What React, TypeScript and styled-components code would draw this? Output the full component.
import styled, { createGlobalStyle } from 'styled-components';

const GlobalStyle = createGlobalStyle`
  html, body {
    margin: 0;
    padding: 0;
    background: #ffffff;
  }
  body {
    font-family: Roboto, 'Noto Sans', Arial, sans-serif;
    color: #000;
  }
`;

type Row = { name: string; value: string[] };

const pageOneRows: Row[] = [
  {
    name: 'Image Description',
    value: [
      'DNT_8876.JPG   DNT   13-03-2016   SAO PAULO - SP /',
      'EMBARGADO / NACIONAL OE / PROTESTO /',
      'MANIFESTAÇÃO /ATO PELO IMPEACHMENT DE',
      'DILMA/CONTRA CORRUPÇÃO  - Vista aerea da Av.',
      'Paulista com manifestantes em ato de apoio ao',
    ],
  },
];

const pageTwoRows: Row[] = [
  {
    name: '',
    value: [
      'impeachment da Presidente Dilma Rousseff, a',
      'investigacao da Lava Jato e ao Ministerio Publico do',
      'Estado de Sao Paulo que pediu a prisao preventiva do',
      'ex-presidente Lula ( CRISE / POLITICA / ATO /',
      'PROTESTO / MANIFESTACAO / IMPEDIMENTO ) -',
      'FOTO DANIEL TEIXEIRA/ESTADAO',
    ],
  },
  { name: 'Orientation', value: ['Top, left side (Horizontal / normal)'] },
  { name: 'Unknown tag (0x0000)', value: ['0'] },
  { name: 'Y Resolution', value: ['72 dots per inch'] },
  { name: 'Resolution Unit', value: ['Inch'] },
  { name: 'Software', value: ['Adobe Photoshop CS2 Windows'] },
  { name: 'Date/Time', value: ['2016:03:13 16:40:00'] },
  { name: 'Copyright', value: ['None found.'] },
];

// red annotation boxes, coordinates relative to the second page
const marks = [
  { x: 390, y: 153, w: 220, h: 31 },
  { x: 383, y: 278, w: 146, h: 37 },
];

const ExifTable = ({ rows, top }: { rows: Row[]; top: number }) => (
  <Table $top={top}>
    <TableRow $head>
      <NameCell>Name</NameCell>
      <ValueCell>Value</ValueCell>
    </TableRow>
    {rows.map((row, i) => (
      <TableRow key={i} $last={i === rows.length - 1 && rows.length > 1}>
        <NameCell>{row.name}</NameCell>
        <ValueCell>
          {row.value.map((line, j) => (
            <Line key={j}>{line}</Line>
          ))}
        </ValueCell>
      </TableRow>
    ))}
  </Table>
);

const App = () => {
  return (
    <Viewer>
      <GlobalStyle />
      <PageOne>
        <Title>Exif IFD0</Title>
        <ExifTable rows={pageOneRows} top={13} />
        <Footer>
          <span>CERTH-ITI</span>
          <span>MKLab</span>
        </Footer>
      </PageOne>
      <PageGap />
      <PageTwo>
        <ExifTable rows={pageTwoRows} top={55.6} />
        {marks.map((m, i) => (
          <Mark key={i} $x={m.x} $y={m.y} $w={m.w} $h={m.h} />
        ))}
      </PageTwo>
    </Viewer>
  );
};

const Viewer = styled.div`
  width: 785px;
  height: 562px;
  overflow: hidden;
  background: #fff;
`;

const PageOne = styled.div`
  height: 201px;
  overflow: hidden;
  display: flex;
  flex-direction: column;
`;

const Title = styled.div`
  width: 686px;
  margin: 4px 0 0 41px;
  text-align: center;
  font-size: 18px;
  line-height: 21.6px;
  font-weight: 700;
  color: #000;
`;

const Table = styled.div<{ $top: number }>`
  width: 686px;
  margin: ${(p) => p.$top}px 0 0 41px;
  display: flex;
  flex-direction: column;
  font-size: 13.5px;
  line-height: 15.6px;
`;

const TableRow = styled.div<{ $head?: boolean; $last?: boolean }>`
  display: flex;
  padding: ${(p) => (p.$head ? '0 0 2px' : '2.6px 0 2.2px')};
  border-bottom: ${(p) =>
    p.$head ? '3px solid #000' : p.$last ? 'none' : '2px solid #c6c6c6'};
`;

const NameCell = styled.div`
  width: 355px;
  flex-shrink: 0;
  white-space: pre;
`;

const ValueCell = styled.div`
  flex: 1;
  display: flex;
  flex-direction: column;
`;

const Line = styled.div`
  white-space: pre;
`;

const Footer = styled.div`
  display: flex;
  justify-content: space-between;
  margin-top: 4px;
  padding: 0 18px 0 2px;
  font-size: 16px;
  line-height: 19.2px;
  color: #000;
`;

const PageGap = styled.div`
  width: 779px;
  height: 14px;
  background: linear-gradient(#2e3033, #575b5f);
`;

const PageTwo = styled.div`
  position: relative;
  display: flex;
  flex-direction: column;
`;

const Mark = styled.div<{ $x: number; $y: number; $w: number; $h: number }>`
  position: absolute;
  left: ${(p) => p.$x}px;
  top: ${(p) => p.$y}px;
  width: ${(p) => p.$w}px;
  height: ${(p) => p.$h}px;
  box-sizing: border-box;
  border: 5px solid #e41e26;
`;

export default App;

* * * * *

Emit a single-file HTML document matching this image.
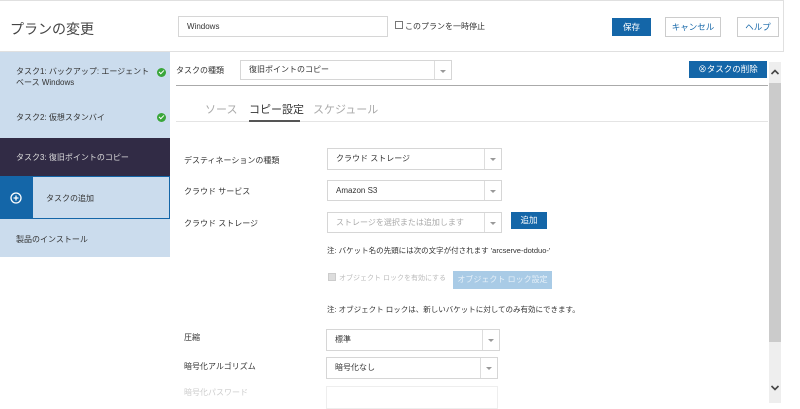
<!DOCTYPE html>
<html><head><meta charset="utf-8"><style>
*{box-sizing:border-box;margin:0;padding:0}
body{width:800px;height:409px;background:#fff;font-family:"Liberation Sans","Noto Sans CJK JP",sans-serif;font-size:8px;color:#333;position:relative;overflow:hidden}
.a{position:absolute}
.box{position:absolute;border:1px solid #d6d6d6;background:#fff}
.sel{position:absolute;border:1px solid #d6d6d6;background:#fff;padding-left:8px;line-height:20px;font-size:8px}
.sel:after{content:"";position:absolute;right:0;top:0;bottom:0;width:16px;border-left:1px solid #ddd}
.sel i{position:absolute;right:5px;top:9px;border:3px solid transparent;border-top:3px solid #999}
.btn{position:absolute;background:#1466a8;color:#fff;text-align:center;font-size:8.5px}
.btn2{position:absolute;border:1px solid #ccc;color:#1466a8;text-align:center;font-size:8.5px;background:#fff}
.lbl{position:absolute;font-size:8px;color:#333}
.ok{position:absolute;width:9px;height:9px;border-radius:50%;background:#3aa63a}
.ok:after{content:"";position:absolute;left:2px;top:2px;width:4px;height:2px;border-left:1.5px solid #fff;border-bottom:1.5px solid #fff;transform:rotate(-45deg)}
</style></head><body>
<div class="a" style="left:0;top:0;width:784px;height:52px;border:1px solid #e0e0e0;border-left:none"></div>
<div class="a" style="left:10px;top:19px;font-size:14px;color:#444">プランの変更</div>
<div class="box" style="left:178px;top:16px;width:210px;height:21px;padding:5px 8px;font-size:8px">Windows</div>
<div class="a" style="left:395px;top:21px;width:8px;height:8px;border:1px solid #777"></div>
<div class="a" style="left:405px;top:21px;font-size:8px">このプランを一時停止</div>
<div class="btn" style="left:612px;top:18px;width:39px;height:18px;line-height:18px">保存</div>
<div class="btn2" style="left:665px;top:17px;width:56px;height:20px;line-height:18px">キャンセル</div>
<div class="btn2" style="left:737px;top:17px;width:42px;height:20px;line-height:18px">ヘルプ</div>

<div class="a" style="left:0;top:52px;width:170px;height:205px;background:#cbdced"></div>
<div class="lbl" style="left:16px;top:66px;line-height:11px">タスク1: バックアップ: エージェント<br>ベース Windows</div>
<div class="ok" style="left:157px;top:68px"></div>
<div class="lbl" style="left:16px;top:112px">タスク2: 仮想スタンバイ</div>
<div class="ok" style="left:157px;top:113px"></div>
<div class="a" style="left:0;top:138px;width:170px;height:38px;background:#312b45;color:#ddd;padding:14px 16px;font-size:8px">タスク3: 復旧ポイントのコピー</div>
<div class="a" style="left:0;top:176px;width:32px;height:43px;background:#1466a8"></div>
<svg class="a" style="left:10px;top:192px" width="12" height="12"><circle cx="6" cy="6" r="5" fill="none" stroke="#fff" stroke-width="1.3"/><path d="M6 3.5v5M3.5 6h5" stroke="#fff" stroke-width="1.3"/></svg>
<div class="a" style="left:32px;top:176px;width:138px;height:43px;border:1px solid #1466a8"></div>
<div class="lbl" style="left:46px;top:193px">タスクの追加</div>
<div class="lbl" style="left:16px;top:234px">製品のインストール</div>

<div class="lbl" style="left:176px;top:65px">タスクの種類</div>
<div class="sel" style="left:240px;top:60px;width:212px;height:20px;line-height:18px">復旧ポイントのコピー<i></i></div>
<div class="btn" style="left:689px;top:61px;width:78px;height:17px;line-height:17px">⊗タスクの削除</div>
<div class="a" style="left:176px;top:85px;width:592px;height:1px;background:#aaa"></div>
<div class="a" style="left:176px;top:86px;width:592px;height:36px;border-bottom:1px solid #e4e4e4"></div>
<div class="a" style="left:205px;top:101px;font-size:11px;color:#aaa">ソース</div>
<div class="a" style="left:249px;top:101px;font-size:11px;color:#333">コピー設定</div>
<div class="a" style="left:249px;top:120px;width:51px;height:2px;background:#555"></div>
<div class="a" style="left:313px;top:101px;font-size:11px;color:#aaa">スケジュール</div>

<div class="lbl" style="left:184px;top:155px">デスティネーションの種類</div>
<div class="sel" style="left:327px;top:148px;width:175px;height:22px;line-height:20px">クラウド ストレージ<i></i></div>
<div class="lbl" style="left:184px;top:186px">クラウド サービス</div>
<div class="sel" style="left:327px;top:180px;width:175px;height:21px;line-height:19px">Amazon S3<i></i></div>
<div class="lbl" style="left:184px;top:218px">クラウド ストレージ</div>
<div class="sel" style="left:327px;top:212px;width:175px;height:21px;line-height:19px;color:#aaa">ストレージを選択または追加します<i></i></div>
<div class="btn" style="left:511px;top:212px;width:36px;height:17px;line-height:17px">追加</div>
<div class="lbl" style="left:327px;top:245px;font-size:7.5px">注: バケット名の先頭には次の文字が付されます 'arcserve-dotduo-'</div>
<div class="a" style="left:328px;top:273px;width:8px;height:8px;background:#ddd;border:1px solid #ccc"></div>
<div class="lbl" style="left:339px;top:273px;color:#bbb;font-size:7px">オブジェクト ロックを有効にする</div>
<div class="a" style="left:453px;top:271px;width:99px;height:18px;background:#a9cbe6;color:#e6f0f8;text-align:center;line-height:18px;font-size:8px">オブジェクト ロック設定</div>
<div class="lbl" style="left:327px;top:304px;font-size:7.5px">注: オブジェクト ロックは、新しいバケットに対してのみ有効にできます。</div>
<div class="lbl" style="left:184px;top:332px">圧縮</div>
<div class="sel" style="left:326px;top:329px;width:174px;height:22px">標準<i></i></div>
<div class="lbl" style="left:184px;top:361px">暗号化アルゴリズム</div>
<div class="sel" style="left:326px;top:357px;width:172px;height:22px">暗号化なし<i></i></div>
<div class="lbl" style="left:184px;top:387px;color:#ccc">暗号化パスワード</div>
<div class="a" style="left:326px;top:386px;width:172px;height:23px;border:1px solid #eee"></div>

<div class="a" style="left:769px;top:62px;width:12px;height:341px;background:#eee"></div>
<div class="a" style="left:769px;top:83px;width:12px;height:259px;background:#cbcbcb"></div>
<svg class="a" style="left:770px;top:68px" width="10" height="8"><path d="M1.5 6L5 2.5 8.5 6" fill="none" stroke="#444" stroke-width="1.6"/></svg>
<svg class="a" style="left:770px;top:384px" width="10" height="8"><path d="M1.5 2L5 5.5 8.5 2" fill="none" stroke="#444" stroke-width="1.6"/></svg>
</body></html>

* * * * *

TO BE DONE: In the records above, find each line holding "this" and copy it.

TASK ANSWER:
What React, TypeScript and styled-components code would draw this? Output the full component.
Emit a single-file HTML document matching this image.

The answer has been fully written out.